**Task prompt**
Copy out every line exactly, passing over the pictures.

**Material**
★ ★ ★ ★ ★ ★ ★

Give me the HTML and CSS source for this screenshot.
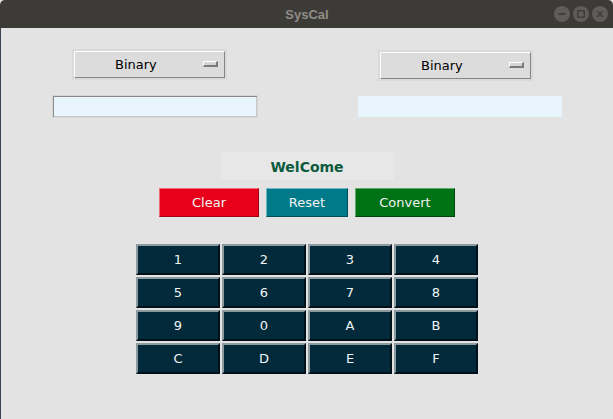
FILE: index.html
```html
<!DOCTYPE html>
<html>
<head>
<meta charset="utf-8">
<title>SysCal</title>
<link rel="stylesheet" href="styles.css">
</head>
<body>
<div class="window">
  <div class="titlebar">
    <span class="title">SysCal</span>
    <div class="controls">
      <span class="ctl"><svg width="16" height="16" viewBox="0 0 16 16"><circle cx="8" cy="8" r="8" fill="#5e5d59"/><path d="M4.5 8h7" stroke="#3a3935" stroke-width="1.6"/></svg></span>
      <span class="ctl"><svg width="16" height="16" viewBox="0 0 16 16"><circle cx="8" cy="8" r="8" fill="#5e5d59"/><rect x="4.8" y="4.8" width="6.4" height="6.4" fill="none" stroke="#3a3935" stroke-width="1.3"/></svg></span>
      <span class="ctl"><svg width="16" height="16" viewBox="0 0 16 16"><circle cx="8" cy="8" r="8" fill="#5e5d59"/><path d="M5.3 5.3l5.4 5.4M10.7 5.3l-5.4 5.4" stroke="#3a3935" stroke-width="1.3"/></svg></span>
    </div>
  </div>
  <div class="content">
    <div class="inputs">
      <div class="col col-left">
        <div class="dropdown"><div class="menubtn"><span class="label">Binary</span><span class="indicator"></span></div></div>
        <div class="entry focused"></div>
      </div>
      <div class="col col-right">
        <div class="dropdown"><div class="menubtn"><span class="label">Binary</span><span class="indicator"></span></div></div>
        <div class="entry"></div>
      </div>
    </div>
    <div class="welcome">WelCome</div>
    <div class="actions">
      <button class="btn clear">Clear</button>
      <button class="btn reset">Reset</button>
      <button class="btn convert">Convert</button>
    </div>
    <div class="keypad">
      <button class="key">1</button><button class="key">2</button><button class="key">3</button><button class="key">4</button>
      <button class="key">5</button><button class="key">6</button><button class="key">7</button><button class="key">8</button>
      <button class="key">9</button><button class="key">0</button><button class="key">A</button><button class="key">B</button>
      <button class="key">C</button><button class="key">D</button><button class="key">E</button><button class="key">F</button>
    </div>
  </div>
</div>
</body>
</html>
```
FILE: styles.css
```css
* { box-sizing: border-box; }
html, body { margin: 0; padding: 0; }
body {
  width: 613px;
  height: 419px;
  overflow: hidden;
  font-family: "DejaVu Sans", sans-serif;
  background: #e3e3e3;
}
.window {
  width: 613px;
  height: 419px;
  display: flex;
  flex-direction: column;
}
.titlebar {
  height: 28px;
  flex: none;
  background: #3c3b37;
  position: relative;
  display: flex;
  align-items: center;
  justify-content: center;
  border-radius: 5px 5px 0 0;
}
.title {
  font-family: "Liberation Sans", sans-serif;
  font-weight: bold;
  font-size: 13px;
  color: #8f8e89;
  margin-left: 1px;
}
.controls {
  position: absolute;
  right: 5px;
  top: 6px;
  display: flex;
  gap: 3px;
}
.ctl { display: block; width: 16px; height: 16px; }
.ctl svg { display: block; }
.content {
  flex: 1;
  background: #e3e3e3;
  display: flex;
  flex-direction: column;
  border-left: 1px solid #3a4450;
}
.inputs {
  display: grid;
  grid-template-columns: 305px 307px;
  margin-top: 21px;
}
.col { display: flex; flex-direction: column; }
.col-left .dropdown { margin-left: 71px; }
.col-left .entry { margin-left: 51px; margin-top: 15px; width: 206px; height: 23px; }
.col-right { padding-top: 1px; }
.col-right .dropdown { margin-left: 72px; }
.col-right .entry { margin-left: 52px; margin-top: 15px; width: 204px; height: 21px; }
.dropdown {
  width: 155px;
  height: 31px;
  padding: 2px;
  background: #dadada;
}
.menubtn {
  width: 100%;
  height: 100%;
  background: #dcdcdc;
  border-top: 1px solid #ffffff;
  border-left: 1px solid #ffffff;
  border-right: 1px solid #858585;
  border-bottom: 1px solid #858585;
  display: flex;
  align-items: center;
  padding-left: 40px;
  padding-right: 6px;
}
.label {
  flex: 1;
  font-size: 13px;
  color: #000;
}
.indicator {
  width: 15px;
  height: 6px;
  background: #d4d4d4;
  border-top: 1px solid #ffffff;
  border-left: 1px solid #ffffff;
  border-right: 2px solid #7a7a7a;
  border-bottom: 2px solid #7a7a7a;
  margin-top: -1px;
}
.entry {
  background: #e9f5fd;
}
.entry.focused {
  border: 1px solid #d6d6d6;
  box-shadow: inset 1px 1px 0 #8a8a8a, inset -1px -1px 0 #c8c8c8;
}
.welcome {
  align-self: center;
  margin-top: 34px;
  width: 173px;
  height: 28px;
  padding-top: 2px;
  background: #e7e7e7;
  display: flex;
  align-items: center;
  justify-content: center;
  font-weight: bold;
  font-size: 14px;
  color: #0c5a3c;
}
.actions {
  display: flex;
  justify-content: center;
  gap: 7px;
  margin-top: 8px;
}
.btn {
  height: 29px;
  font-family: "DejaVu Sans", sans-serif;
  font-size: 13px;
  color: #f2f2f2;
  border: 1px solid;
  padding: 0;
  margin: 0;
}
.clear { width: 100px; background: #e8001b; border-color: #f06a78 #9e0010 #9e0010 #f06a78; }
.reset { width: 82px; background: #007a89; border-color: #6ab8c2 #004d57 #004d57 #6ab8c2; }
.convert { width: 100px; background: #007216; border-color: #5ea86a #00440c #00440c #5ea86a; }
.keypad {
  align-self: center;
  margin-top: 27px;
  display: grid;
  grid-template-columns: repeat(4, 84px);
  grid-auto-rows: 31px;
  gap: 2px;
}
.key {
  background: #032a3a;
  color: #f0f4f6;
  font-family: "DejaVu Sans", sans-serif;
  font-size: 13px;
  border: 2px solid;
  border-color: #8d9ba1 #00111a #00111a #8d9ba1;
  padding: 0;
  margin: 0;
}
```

★ ★ ★ ★ ★ ★ ★

**Correct answer**
Give me the HTML and CSS source for this screenshot.
FILE: index.html
```html
<!DOCTYPE html>
<html>
<head>
<meta charset="utf-8">
<title>SysCal</title>
<link rel="stylesheet" href="styles.css">
</head>
<body>
<div class="window">
  <div class="titlebar">
    <span class="title">SysCal</span>
    <div class="controls">
      <span class="ctl"><svg width="16" height="16" viewBox="0 0 16 16"><circle cx="8" cy="8" r="8" fill="#5e5d59"/><path d="M4.5 8h7" stroke="#3a3935" stroke-width="1.6"/></svg></span>
      <span class="ctl"><svg width="16" height="16" viewBox="0 0 16 16"><circle cx="8" cy="8" r="8" fill="#5e5d59"/><rect x="4.8" y="4.8" width="6.4" height="6.4" fill="none" stroke="#3a3935" stroke-width="1.3"/></svg></span>
      <span class="ctl"><svg width="16" height="16" viewBox="0 0 16 16"><circle cx="8" cy="8" r="8" fill="#5e5d59"/><path d="M5.3 5.3l5.4 5.4M10.7 5.3l-5.4 5.4" stroke="#3a3935" stroke-width="1.3"/></svg></span>
    </div>
  </div>
  <div class="content">
    <div class="inputs">
      <div class="col col-left">
        <div class="dropdown"><div class="menubtn"><span class="label">Binary</span><span class="indicator"></span></div></div>
        <div class="entry focused"></div>
      </div>
      <div class="col col-right">
        <div class="dropdown"><div class="menubtn"><span class="label">Binary</span><span class="indicator"></span></div></div>
        <div class="entry"></div>
      </div>
    </div>
    <div class="welcome">WelCome</div>
    <div class="actions">
      <button class="btn clear">Clear</button>
      <button class="btn reset">Reset</button>
      <button class="btn convert">Convert</button>
    </div>
    <div class="keypad">
      <button class="key">1</button><button class="key">2</button><button class="key">3</button><button class="key">4</button>
      <button class="key">5</button><button class="key">6</button><button class="key">7</button><button class="key">8</button>
      <button class="key">9</button><button class="key">0</button><button class="key">A</button><button class="key">B</button>
      <button class="key">C</button><button class="key">D</button><button class="key">E</button><button class="key">F</button>
    </div>
  </div>
</div>
</body>
</html>
```
FILE: styles.css
```css
* { box-sizing: border-box; }
html, body { margin: 0; padding: 0; }
body {
  width: 613px;
  height: 419px;
  overflow: hidden;
  font-family: "DejaVu Sans", sans-serif;
  background: #e3e3e3;
}
.window {
  width: 613px;
  height: 419px;
  display: flex;
  flex-direction: column;
}
.titlebar {
  height: 28px;
  flex: none;
  background: #3c3b37;
  position: relative;
  display: flex;
  align-items: center;
  justify-content: center;
  border-radius: 5px 5px 0 0;
}
.title {
  font-family: "Liberation Sans", sans-serif;
  font-weight: bold;
  font-size: 13px;
  color: #8f8e89;
  margin-left: 1px;
}
.controls {
  position: absolute;
  right: 5px;
  top: 6px;
  display: flex;
  gap: 3px;
}
.ctl { display: block; width: 16px; height: 16px; }
.ctl svg { display: block; }
.content {
  flex: 1;
  background: #e3e3e3;
  display: flex;
  flex-direction: column;
  border-left: 1px solid #3a4450;
}
.inputs {
  display: grid;
  grid-template-columns: 305px 307px;
  margin-top: 21px;
}
.col { display: flex; flex-direction: column; }
.col-left .dropdown { margin-left: 71px; }
.col-left .entry { margin-left: 51px; margin-top: 15px; width: 206px; height: 23px; }
.col-right { padding-top: 1px; }
.col-right .dropdown { margin-left: 72px; }
.col-right .entry { margin-left: 52px; margin-top: 15px; width: 204px; height: 21px; }
.dropdown {
  width: 155px;
  height: 31px;
  padding: 2px;
  background: #dadada;
}
.menubtn {
  width: 100%;
  height: 100%;
  background: #dcdcdc;
  border-top: 1px solid #ffffff;
  border-left: 1px solid #ffffff;
  border-right: 1px solid #858585;
  border-bottom: 1px solid #858585;
  display: flex;
  align-items: center;
  padding-left: 40px;
  padding-right: 6px;
}
.label {
  flex: 1;
  font-size: 13px;
  color: #000;
}
.indicator {
  width: 15px;
  height: 6px;
  background: #d4d4d4;
  border-top: 1px solid #ffffff;
  border-left: 1px solid #ffffff;
  border-right: 2px solid #7a7a7a;
  border-bottom: 2px solid #7a7a7a;
  margin-top: -1px;
}
.entry {
  background: #e9f5fd;
}
.entry.focused {
  border: 1px solid #d6d6d6;
  box-shadow: inset 1px 1px 0 #8a8a8a, inset -1px -1px 0 #c8c8c8;
}
.welcome {
  align-self: center;
  margin-top: 34px;
  width: 173px;
  height: 28px;
  padding-top: 2px;
  background: #e7e7e7;
  display: flex;
  align-items: center;
  justify-content: center;
  font-weight: bold;
  font-size: 14px;
  color: #0c5a3c;
}
.actions {
  display: flex;
  justify-content: center;
  gap: 7px;
  margin-top: 8px;
}
.btn {
  height: 29px;
  font-family: "DejaVu Sans", sans-serif;
  font-size: 13px;
  color: #f2f2f2;
  border: 1px solid;
  padding: 0;
  margin: 0;
}
.clear { width: 100px; background: #e8001b; border-color: #f06a78 #9e0010 #9e0010 #f06a78; }
.reset { width: 82px; background: #007a89; border-color: #6ab8c2 #004d57 #004d57 #6ab8c2; }
.convert { width: 100px; background: #007216; border-color: #5ea86a #00440c #00440c #5ea86a; }
.keypad {
  align-self: center;
  margin-top: 27px;
  display: grid;
  grid-template-columns: repeat(4, 84px);
  grid-auto-rows: 31px;
  gap: 2px;
}
.key {
  background: #032a3a;
  color: #f0f4f6;
  font-family: "DejaVu Sans", sans-serif;
  font-size: 13px;
  border: 2px solid;
  border-color: #8d9ba1 #00111a #00111a #8d9ba1;
  padding: 0;
  margin: 0;
}
```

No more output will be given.